Turismo… ¿qué?

Turismo… ¿qué?

Cuando nos da por algo, nos da por algo. En 2023, la polarización se convirtió en el término del año según la Real Academia de la Lengua Española, RAE, esa institución que, tal y como nos enseñaban en el colegio, «limpia, fija y da esplendor» a la lengua. En el caso de la polarización se podían haber ahorrado lo de fijarla; con lo bien que se está en el gris, no entiendo por qué hay que debatirse entre el blanco y el negro. Ahora nos estampamos de bruces contra la turismofobia. Espero, por favor, que no sea elegida la palabra del año 2024. Que Alicante es una ciudad turística es un axioma irrefutable, y vuelvo al colegio en el que aprendí esa expresión. Vaya por delante que me considero alicantina de raza -hoy el artículo va de expresiones- y a mucha honra; nacida en el Hospital Perpetuo Socorro y criada en la Casa Carbonell. Mi infancia la conforman la playa del Postiguet, el kiosko Peret y la misa en la concatedral de San Nicolás. Y las Hogueras de San Juan.

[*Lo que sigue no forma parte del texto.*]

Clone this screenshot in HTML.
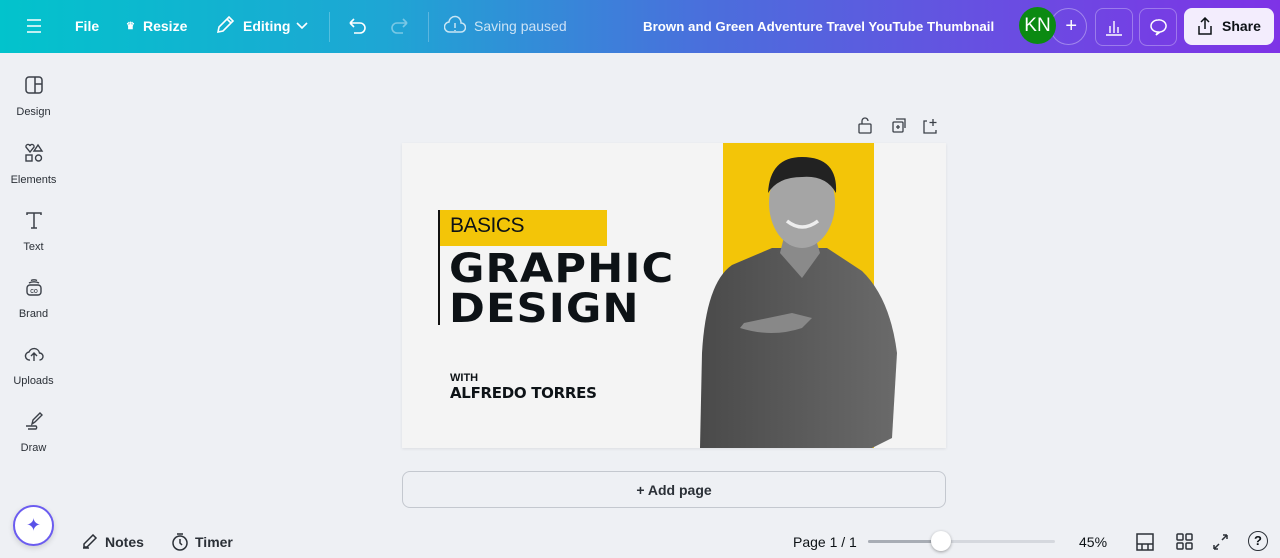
<!DOCTYPE html>
<html><head><meta charset="utf-8"><style>
*{box-sizing:border-box;margin:0;padding:0}
body{width:1280px;height:558px;overflow:hidden;background:#eef0f4;font-family:"Liberation Sans",sans-serif;position:relative;color:#0d1216}
.top{position:absolute;left:0;top:0;width:1280px;height:53px;background:linear-gradient(90deg,#02c3cc 0%,#1ea6d4 30%,#4a6fdc 55%,#6b4be2 80%,#7e33e6 100%);color:#fff}
.top .t{position:absolute;top:18px;font-size:14px;font-weight:bold}
.sep{position:absolute;top:12px;width:1px;height:30px;background:rgba(255,255,255,.25)}
.ib{position:absolute;top:8px;width:38px;height:38px;border:1px solid rgba(255,255,255,.3);border-radius:8px}
.side{position:absolute;left:0;top:53px;width:67px;height:505px}
.si{position:absolute;left:0;width:67px;text-align:center;font-size:11px;color:#2b3037}
.si svg{display:block;margin:0 auto 11px}
.bot{position:absolute;font-size:14px;font-weight:bold;color:#2b3037}
</style></head><body>
<div class="top">
 <svg style="position:absolute;left:26px;top:18px" width="16" height="16" stroke="#fff" stroke-width="1.6"><path d="M1 2h14M1 8h14M1 14h14"/></svg>
 <div class="t" style="left:75px">File</div>
 <div class="t" style="left:126px;font-size:10px;top:21px">♛</div>
 <div class="t" style="left:143px">Resize</div>
 <svg style="position:absolute;left:215px;top:15px" width="20" height="20" fill="none" stroke="#fff" stroke-width="1.6"><path d="M3 17l1-5L14 2l4 4L8 16z M12 4l4 4"/></svg>
 <div class="t" style="left:243px">Editing</div>
 <svg style="position:absolute;left:296px;top:22px" width="12" height="8" fill="none" stroke="#fff" stroke-width="1.6"><path d="M1 1l5 5 5-5"/></svg>
 <div class="sep" style="left:329px"></div>
 <svg style="position:absolute;left:347px;top:16px" width="20" height="20" fill="none" stroke="#fff" stroke-width="1.6"><path d="M3 7h10a5 5 0 010 10H7M3 7l4-4M3 7l4 4"/></svg>
 <svg style="position:absolute;left:390px;top:16px;opacity:.4" width="20" height="20" fill="none" stroke="#fff" stroke-width="1.6"><path d="M17 7H7a5 5 0 000 10h6M17 7l-4-4M17 7l-4 4"/></svg>
 <div class="sep" style="left:428px"></div>
 <svg style="position:absolute;left:444px;top:15px;opacity:.75" width="22" height="20" fill="none" stroke="#fff" stroke-width="1.5"><path d="M6 17a5 5 0 01-1-10 6 6 0 0112 1 4.5 4.5 0 010 9z M11 8v5 M11 15v1"/></svg>
 <div class="t" style="left:474px;font-weight:normal;opacity:.75">Saving paused</div>
 <div class="t" style="left:643px;font-size:13.3px;top:19px">Brown and Green Adventure Travel YouTube Thumbnail</div>
 <div style="position:absolute;left:1050px;top:8px;width:37px;height:37px;border-radius:50%;border:1px solid rgba(255,255,255,.35);text-align:right;padding-right:9px;line-height:34px;font-size:20px">+</div>
 <div style="position:absolute;left:1019px;top:7px;width:37px;height:37px;border-radius:50%;background:#0b8a12;text-align:center;line-height:37px;font-size:19px">KN</div>
 <div class="ib" style="left:1095px"><svg style="margin:9px" width="18" height="18" fill="none" stroke="#fff" stroke-width="1.4"><path d="M1 17h16M5 15V8M9 15V3M13 15V9"/></svg></div>
 <div class="ib" style="left:1139px"><svg style="margin:9px" width="18" height="18" fill="none" stroke="#fff" stroke-width="1.5"><path d="M9 2a7 6 0 100 12l-2 3 4-3a7 6 0 00-2-12z"/></svg></div>
 <div style="position:absolute;left:1184px;top:8px;width:90px;height:37px;background:#f3edfd;border-radius:8px;color:#0d1216;font-size:14px;font-weight:bold;line-height:37px;padding-left:38px">Share
  <svg style="position:absolute;left:12px;top:9px" width="18" height="18" fill="none" stroke="#0d1216" stroke-width="1.5"><path d="M9 12V1M5 5l4-4 4 4M3 9v8h12V9"/></svg></div>
</div>
<div class="side">
 <div class="si" style="top:22px"><svg width="20" height="20" fill="none" stroke="#3b4048" stroke-width="1.5"><rect x="2" y="2" width="16" height="16" rx="3"/><path d="M11 2v16M11 9h7"/></svg>Design</div>
 <div class="si" style="top:90px"><svg width="20" height="20" fill="none" stroke="#3b4048" stroke-width="1.4"><path d="M2 4a2 2 0 014-1 2 2 0 014 1l-4 5z M14 2l4 6h-8z"/><rect x="2" y="12" width="6" height="6"/><circle cx="14.5" cy="15" r="3"/></svg>Elements</div>
 <div class="si" style="top:157px"><svg width="20" height="20" fill="none" stroke="#3b4048" stroke-width="1.5"><path d="M3 5V3h14v2M10 3v15M7 18h6"/></svg>Text</div>
 <div class="si" style="top:224px"><svg width="20" height="20" fill="none" stroke="#3b4048" stroke-width="1.4"><rect x="3" y="8" width="14" height="10" rx="3"/><path d="M5 6a7 4 0 0110 0M7 3.5a5 3 0 016 0"/><text x="10" y="16" font-size="5" text-anchor="middle" fill="#3b4048" stroke="none" font-weight="bold">CO</text></svg>Brand</div>
 <div class="si" style="top:291px"><svg width="20" height="20" fill="none" stroke="#3b4048" stroke-width="1.4"><path d="M6 16a4 4 0 01-1-8 5.5 5.5 0 0110.5 1 3.5 3.5 0 010 7M10 17v-7M7 12l3-3 3 3"/></svg>Uploads</div>
 <div class="si" style="top:358px"><svg width="20" height="20" fill="none" stroke="#3b4048" stroke-width="1.4"><path d="M8 13l1-4 7-7 2 2-7 7z M2 15h10a2 2 0 010 3H4"/></svg>Draw</div>
 <div style="position:absolute;left:13px;top:452px;width:41px;height:41px;border-radius:50%;background:#fff;border:2px solid #6b5cf0;box-shadow:0 2px 6px rgba(0,0,0,.15);text-align:center;line-height:37px;color:#5a52e8;font-size:18px">✦</div>
</div>
<svg style="position:absolute;left:857px;top:117px" width="86" height="18" fill="none" stroke="#3b4048" stroke-width="1.3"><rect x="2" y="7" width="12" height="9" rx="1"/><path d="M5 7V4a3 3 0 016 0"/><rect x="36" y="5" width="10" height="10" rx="1"/><path d="M39 2h9v9M41 8v4M39 10h4"/><path d="M70 4h-3v12h12v-3M76 2v7M72.5 5.5h7"/></svg>
<div style="position:absolute;left:402px;top:143px;width:544px;height:305px;background:#f4f4f4;overflow:hidden;box-shadow:0 1px 3px rgba(0,0,0,.08)">
 <div style="position:absolute;left:321px;top:0;width:151px;height:305px;background:#f3c508"></div>
 <div style="position:absolute;left:36px;top:67px;width:2px;height:115px;background:#111"></div>
 <div style="position:absolute;left:38px;top:67px;width:167px;height:36px;background:#f3c508"></div>
 <div style="position:absolute;left:48px;top:71px;font-size:21px;letter-spacing:-0.5px">BASICS</div>
 <div style="position:absolute;left:47px;top:106px;font-size:40px;font-weight:900;line-height:40px;letter-spacing:1px;transform:scaleX(1.08);transform-origin:left;font-family:'DejaVu Sans',sans-serif">GRAPHIC<br>DESIGN</div>
 <div style="position:absolute;left:48px;top:229px;font-size:11px;font-weight:bold">WITH</div>
 <div style="position:absolute;left:48px;top:241px;font-size:15px;font-weight:900;letter-spacing:-0.3px;font-family:'DejaVu Sans',sans-serif">ALFREDO TORRES</div>
 <svg style="position:absolute;left:290px;top:10px" width="210" height="295"><defs><linearGradient id="s" x1="0" x2="1"><stop offset="0" stop-color="#4a4a4a"/><stop offset="1" stop-color="#6a6a6a"/></linearGradient></defs>
  <path d="M8 295 L10 200 Q14 130 40 112 L80 95 L135 95 L170 118 Q198 145 205 200 L200 285 L180 295Z" fill="url(#s)"/>
  <path d="M48 175 Q80 185 110 175 L120 165 L100 160 L52 170Z" fill="#888"/>
  <path d="M88 100 L93 80 L122 80 L128 100 L110 125Z" fill="#8a8a8a"/>
  <ellipse cx="110" cy="50" rx="33" ry="45" fill="#a5a5a5"/>
  <path d="M76 40 Q78 4 110 4 Q146 4 144 40 Q134 22 110 24 Q86 24 76 40Z" fill="#222"/>
  <path d="M95 68 Q110 80 126 68" stroke="#eee" stroke-width="3.5" fill="none"/>
 </svg>
</div>
<div style="position:absolute;left:402px;top:471px;width:544px;height:37px;border:1px solid #c4c8cf;border-radius:8px;text-align:center;line-height:36px;font-size:14px;font-weight:bold;color:#2b3037">+ Add page</div>
<svg style="position:absolute;left:81px;top:534px" width="20" height="16" fill="none" stroke="#2b3037" stroke-width="1.5"><path d="M2 14h6M3 10l9-9 3 3-9 9H3z"/></svg>
<div class="bot" style="left:105px;top:534px">Notes</div>
<svg style="position:absolute;left:171px;top:533px" width="18" height="18" fill="none" stroke="#2b3037" stroke-width="1.5"><circle cx="9" cy="10" r="7"/><path d="M9 6v4l2 2M6 1h6"/></svg>
<div class="bot" style="left:195px;top:534px">Timer</div>
<div class="bot" style="left:793px;top:534px;font-weight:normal;color:#0d1216">Page 1 / 1</div>
<div style="position:absolute;left:868px;top:540px;width:187px;height:3px;background:#d5d8de;border-radius:2px"></div>
<div style="position:absolute;left:868px;top:540px;width:72px;height:3px;background:#a8adb5;border-radius:2px"></div>
<div style="position:absolute;left:931px;top:531px;width:20px;height:20px;border-radius:50%;background:#fff;box-shadow:0 1px 3px rgba(0,0,0,.35)"></div>
<div class="bot" style="left:1079px;top:534px;font-weight:normal;color:#0d1216">45%</div>
<svg style="position:absolute;left:1136px;top:532px" width="122" height="20" fill="none" stroke="#2b3037" stroke-width="1.5"><rect x="1" y="2" width="16" height="16"/><path d="M1 12h16M6 12v6M12 12v6"/><rect x="41" y="2" width="6" height="6" rx="1"/><rect x="50" y="2" width="6" height="6" rx="1"/><rect x="41" y="11" width="6" height="6" rx="1"/><rect x="50" y="11" width="6" height="6" rx="1"/><path d="M78 17l5-5M78 17v-4M78 17h4M91 3l-5 5M91 3v4M91 3h-4"/></svg>
<div style="position:absolute;left:1248px;top:531px;width:20px;height:20px;border:1.5px solid #2b3037;border-radius:50%;text-align:center;line-height:17px;font-size:13px;font-weight:bold">?</div>
</body></html>
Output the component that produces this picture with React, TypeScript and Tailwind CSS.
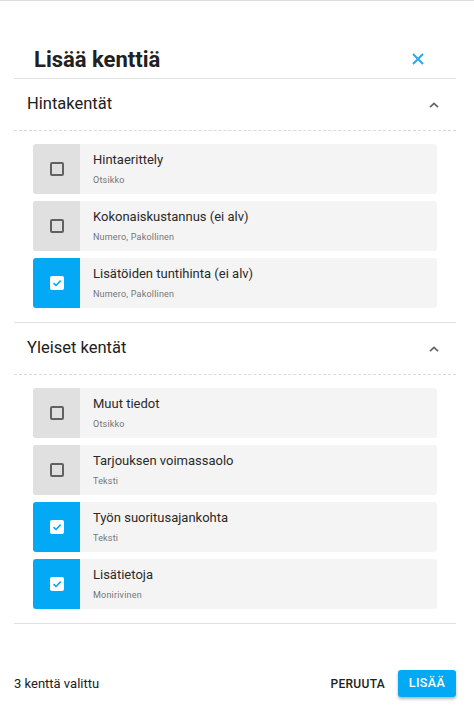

Llevo a Alicante en las venas, sin ningún género de dudas, por eso, cuando paseo hoy por mi ciudad me pregunto ¿dónde está Alicante?. No es por ponerme pesimista, que también, pero el turismo entendido como el que tenemos ahora no me gusta, léase turismo de masas, que se aloja en apartamentos turísticos y que forman personas que desfilan por la ciudad casi en paños menores y chanclas.

Nadie habla de matar la gallina de los huevos de oro, pero apelar a la turismofobia como razón para no poner puertas al campo de los apartamentos turísticos es un argumento que se cae por su propio peso. Y, mientras, el centro histórico se despuebla y la masa, no de turistas, sino de residentes huye hacia la playa de San Juan o el Cabo de las Huertas, emigrando de su propia ciudad hacia un paraíso que no es existe. Me niego a emigrar; a mí que me busquen en la playa del Postiguet esa que, en forma de foto, envío cada mañana a mi gente que no tiene la fortuna de respirar el mar al despertar.